When a potential customer reads a negative review and then your response, they're running a rapid evaluation. They're not trying to determine who is right or wrong in the dispute. They're asking themselves something much simpler: "Is this a business I want to give my money to?"

The signals they're looking for include:

Accountability

Does this business take responsibility when something goes wrong? Or do they deflect, minimize, and point fingers? A response that takes ownership -- even partial ownership -- reads as trustworthy.

Professionalism

How does this business behave when they're criticized? If they lash out at a reviewer, the reader wonders what they'd do if things went wrong in their own transaction. Calm, measured responses signal a business that handles adversity well.

Humanity

Is there a real person behind this response, or does it read like a template? Generic responses don't reassure anyone. A response that references specifics from the review signals that a real human being read it and cared enough to engage genuinely.

Resolution orientation

Does this business try to fix problems? A response that offers a direct contact, invites the reviewer to return, or describes what changed as a result of the feedback tells the reader that problems get solved here -- which is exactly what they need to know before they become a customer.

The Same Response, Two Audiences

The practical challenge is that a great response has to work for both the reviewer and the reader simultaneously. It needs to genuinely acknowledge the reviewer's experience -- which may be real and valid -- while also demonstrating to future customers that this business is worth trusting.

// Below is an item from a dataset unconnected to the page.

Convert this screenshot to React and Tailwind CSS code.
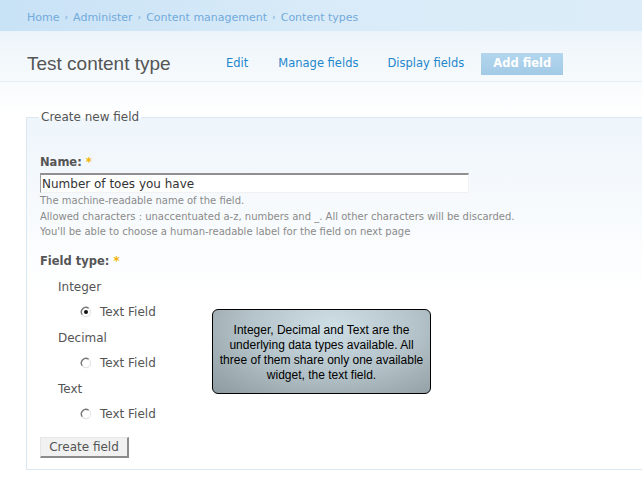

Here's what the same situation looks like with two different response approaches:

Misses the reader

"We're sorry you feel that way. We strive for excellence and take all feedback seriously. Please contact us if you'd like to discuss further."

Serves both audiences

"I'm sorry the wait was longer than it should have been on Saturday -- we were short-staffed and it affected the experience. That's on us. We've since adjusted our scheduling. If you're willing to give us another chance, please reach out directly."

The first response could apply to any review at any business. It tells the reader nothing about what kind of business this is. The second response is specific, accountable, describes a concrete action taken, and ends with a genuine invitation. The reader gets a complete picture of a business that takes issues seriously and moves to fix them.

Rex's framing: "Before you write a single word of your response, ask yourself: what do I want the next hundred people who read this to think about my business? Write that."

The Long View

Every response you write stays on your listing permanently. A response you write today will be read by customers three years from now. This is an argument for quality and consistency over speed -- a well-crafted response that takes an extra day is always better than an impulsive one written in the moment.

Over time, a track record of thoughtful, specific, professional responses to negative reviews becomes one of the most powerful trust signals a local business can build. It's visible, it's permanent, and it's entirely in your control. Most of your competitors aren't doing it well. That's your opportunity.